A Late Divorce
- First edition
- Author: A. B. Yehoshua
- Translator: Hillel Halkin
- Language: English
- Subject: Relationships
- Published: 1984, Doubleday
- Media type: print
- Pages: 364
- ISBN: 978-0385155748
- Dewey Decimal: 892.4/36
- LC Class: PJ5054.Y42 G413

= A Late Divorce =

1984 novel by A. B. Yehoshua

A Late Divorce is a novel written by A. B. Yehoshua, originally published in Hebrew.

==Synopsis==
Five years after being attacked at knifepoint by his wife, Yehuda Kaminka returns to Israel from the United States in order to divorce her.
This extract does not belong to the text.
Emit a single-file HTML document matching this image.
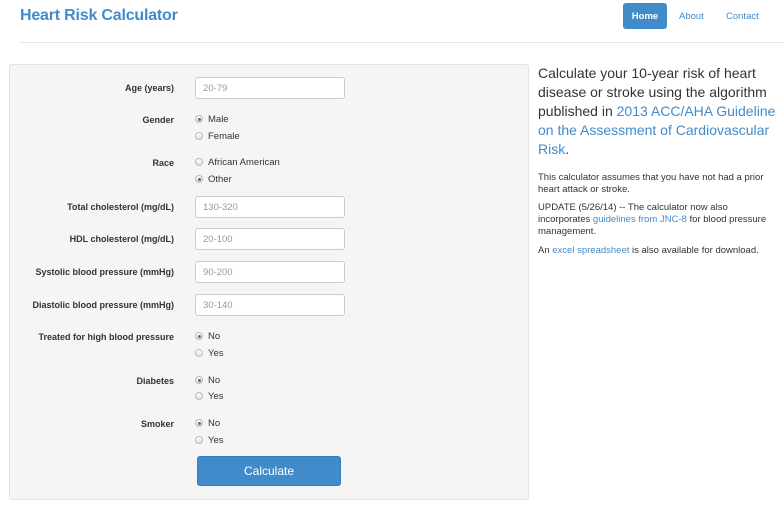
<!DOCTYPE html>
<html><head><style>
*{margin:0;padding:0;box-sizing:border-box}
body{width:784px;height:508px;background:#fff;font-family:"Liberation Sans",Arial,sans-serif;color:#333;position:relative;overflow:hidden}
.a{position:absolute;white-space:nowrap}
.t{left:20px;top:7px;font-size:16px;font-weight:bold;color:#428bca;letter-spacing:-0.2px}
.home{left:623px;top:3px;width:44px;height:26px;background:#428bca;border-radius:3px;color:#fff;font-size:9.5px;font-weight:bold;text-align:center;line-height:27px}
.nav{top:3px;line-height:27px;font-size:9.5px;color:#428bca}
.hr{left:19px;top:42px;width:765px;height:1px;background:#e5e5e5}
.panel{left:9px;top:64px;width:520px;height:436px;background:#f5f5f5;border:1px solid #e3e3e3;border-radius:3px}
.l{right:610px;font-size:9px;font-weight:bold;color:#333;text-align:right}
.in{left:195px;width:150px;height:22px;background:#fff;border:1px solid #ccc;border-radius:3px;font-size:9.5px;color:#999;padding-left:7px;line-height:21px}
.r{left:195px;font-size:9.5px;color:#333}
.r i{display:inline-block;width:8px;height:8px;border-radius:50%;border:1px solid #bbb;background:linear-gradient(#fff,#e0e0e0);vertical-align:-1px;margin-right:5px;position:relative}
.r i.c::after{content:"";position:absolute;left:1.5px;top:1.5px;width:3px;height:3px;border-radius:50%;background:#666}
.btn{left:197px;top:456px;width:144px;height:30px;background:#428bca;border:1px solid #357ebd;border-radius:3px;color:#fff;font-size:12px;text-align:center;line-height:28px}
.big{left:538px;top:64px;width:240px;font-size:14px;line-height:19px;white-space:normal}
.sm{left:538px;width:240px;font-size:9.5px;line-height:12px;white-space:normal}
a{color:#428bca;text-decoration:none}
</style></head><body>
<div class="a t">Heart Risk Calculator</div>
<div class="a home">Home</div>
<div class="a nav" style="left:679px">About</div>
<div class="a nav" style="left:726px">Contact</div>
<div class="a hr"></div>
<div class="a panel"></div>

<div class="a l" style="top:83px">Age (years)</div>
<div class="a in" style="top:77px">20-79</div>
<div class="a l" style="top:115px">Gender</div>
<div class="a r" style="top:114px"><i class="c"></i>Male</div>
<div class="a r" style="top:131px"><i></i>Female</div>
<div class="a l" style="top:158px">Race</div>
<div class="a r" style="top:157px"><i></i>African American</div>
<div class="a r" style="top:174px"><i class="c"></i>Other</div>
<div class="a l" style="top:202px">Total cholesterol (mg/dL)</div>
<div class="a in" style="top:196px">130-320</div>
<div class="a l" style="top:234px">HDL cholesterol (mg/dL)</div>
<div class="a in" style="top:228px">20-100</div>
<div class="a l" style="top:267px">Systolic blood pressure (mmHg)</div>
<div class="a in" style="top:261px">90-200</div>
<div class="a l" style="top:300px">Diastolic blood pressure (mmHg)</div>
<div class="a in" style="top:294px">30-140</div>
<div class="a l" style="top:332px">Treated for high blood pressure</div>
<div class="a r" style="top:331px"><i class="c"></i>No</div>
<div class="a r" style="top:348px"><i></i>Yes</div>
<div class="a l" style="top:376px">Diabetes</div>
<div class="a r" style="top:375px"><i class="c"></i>No</div>
<div class="a r" style="top:391px"><i></i>Yes</div>
<div class="a l" style="top:419px">Smoker</div>
<div class="a r" style="top:418px"><i class="c"></i>No</div>
<div class="a r" style="top:435px"><i></i>Yes</div>
<div class="a btn">Calculate</div>

<div class="a big">Calculate your 10-year risk of heart disease or stroke using the algorithm published in <a>2013 ACC/AHA Guideline on the Assessment of Cardiovascular Risk</a>.</div>
<div class="a sm" style="top:172px">This calculator assumes that you have not had a prior heart attack or stroke.</div>
<div class="a sm" style="top:202px">UPDATE (5/26/14) -- The calculator now also incorporates <a>guidelines from JNC-8</a> for blood pressure management.</div>
<div class="a sm" style="top:245px">An <a>excel spreadsheet</a> is also available for download.</div>
</body></html>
The novel follows the lives of individuals in the Kaminka family, including Naomi (Yehuda's institutionalized wife), and the couple's adult children (Tsvi, Asa, and Ya'el), among others. Each of the children's lives is fraught with peril: Asa, a university lecturer in Jerusalem, is caught in a sexless marriage with the aspiring writer Dina, Tsvi spends his days in Tel Aviv lamenting over his relationship with his father and using his middle-aged homosexual lover, and Ya'el, the couple's daughter, is married to a widely disliked lawyer. The novel, like Yehoshua's debut novel The Lover, is told from a first-person point of view, with each chapter from the view of a different character, and explores themes of unfulfilled romance, Jewish diaspora, social crises, and generational estrangement.